29 April 2013

The Bar Has Risen


Following from our previous blog posts on the ‘Raising the Bar’ legislation, you will be aware that the commencement date has passed for the various changes to patentability (and other) requirements in Australia. If you did not request examination before 15 April 2013,  your Australian patent application(s) will now be subject to the new and generally more stringent validity requirements.

IP Australia have received an avalanche of patent applications and examination requests in the weeks leading up to the change; estimated to be a normal year’s worth of requests in the month before the deadline. We suspect that this spike in activity will substantially affect the internal examination queue at IP Australia, resulting in longer delays before examination reports are issued.


Inventive Step Present, but Innovative Step Not?

The innovation patent is typically thought of as necessarily requiring a lower or lesser differentiation from the prior art (innovative step) than that required for the standard patent (inventive step). However, a recent case decided by the Federal Court of Australia shows that it is possible for virtually identical innovation and standard patent applications to be (respectively) rejected for lack of innovative step and found to have an inventive step.

Delnorth Pty Ltd v Commissioner of Patents [2013] FCA 165 was an appeal from a decision of IP Australia to revoke a granted standard patent following re-examination based on a number of prior art documents. These documents had not been considered during original examination, but had emerged later. They had also been considered during litigation of a separate Delnorth innovation patent having practically identical claims to the standard patent. Some of the innovation patent claims had been revoked by the Federal Court for lack of innovative step on by comparison with the same prior art.

A key difference between the legislation regarding ‘innovative step’ and ‘inventive step’ was that for any prior art document to be used in an assessment of inventive step, it had to pass three specific hurdles: that it would have been ‘ascertained’, ‘understood’ and ‘regarded as relevant’ by the patent addressee; while no such hurdles were applicable to inventive step.

In this case, some of the key prior art documents that were used to invalidate the innovation patent did not clear those hurdles, and so were excluded from the inventive step assessment.

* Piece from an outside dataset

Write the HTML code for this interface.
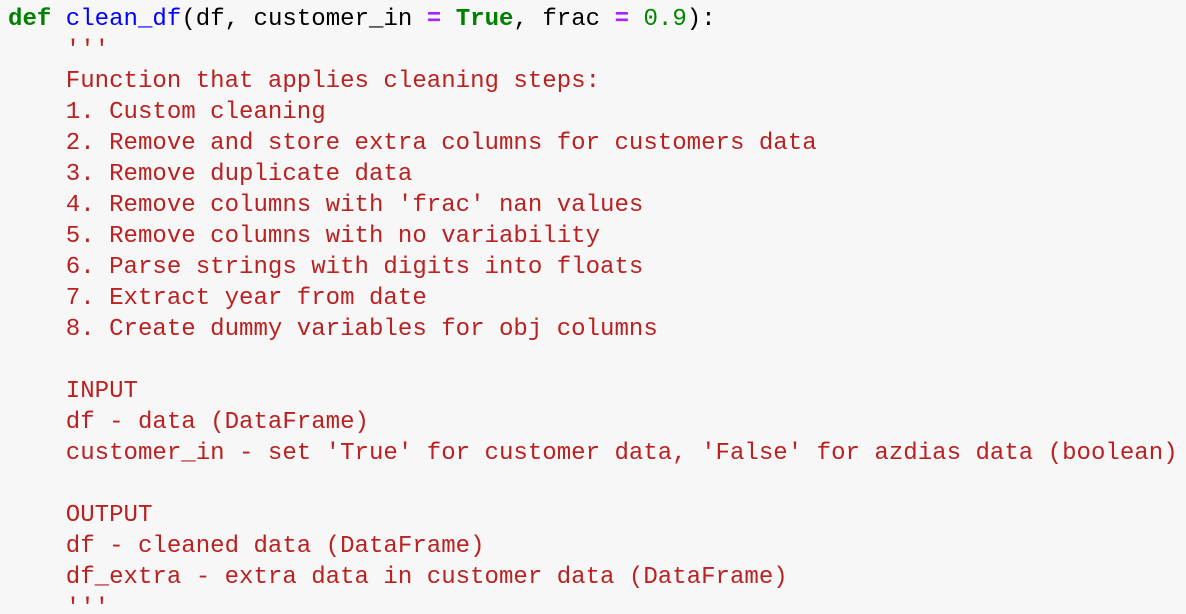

The judge made this decision on the basis that there was not convincing evidence that those documents would definitely have been looked for, nor that they would then have been found, by the patent addressee.

It has not been common for documents to be excluded in this way, as evidence is usually presented that the prior art documents will meet those requirements. However, when the technical field of a patent is fairly ‘low-tech’ (in this case it related to roadside posts) the possibility remains that a general lack of patent searching or patent awareness (or a lack of evidence of this) in an industry could lead to the exclusion of prior art used in assessing novelty from the assessment of inventiveness.

It should be noted that those ‘hurdles’ have now been removed from the Patents Act 1990; all applications coming under the post-‘Raising the Bar’ legislation will face a potentially tougher assessment of inventiveness. However, the old standards will still apply to a vast number of patents and applications existing and sent for examination prior to 15 April 2013.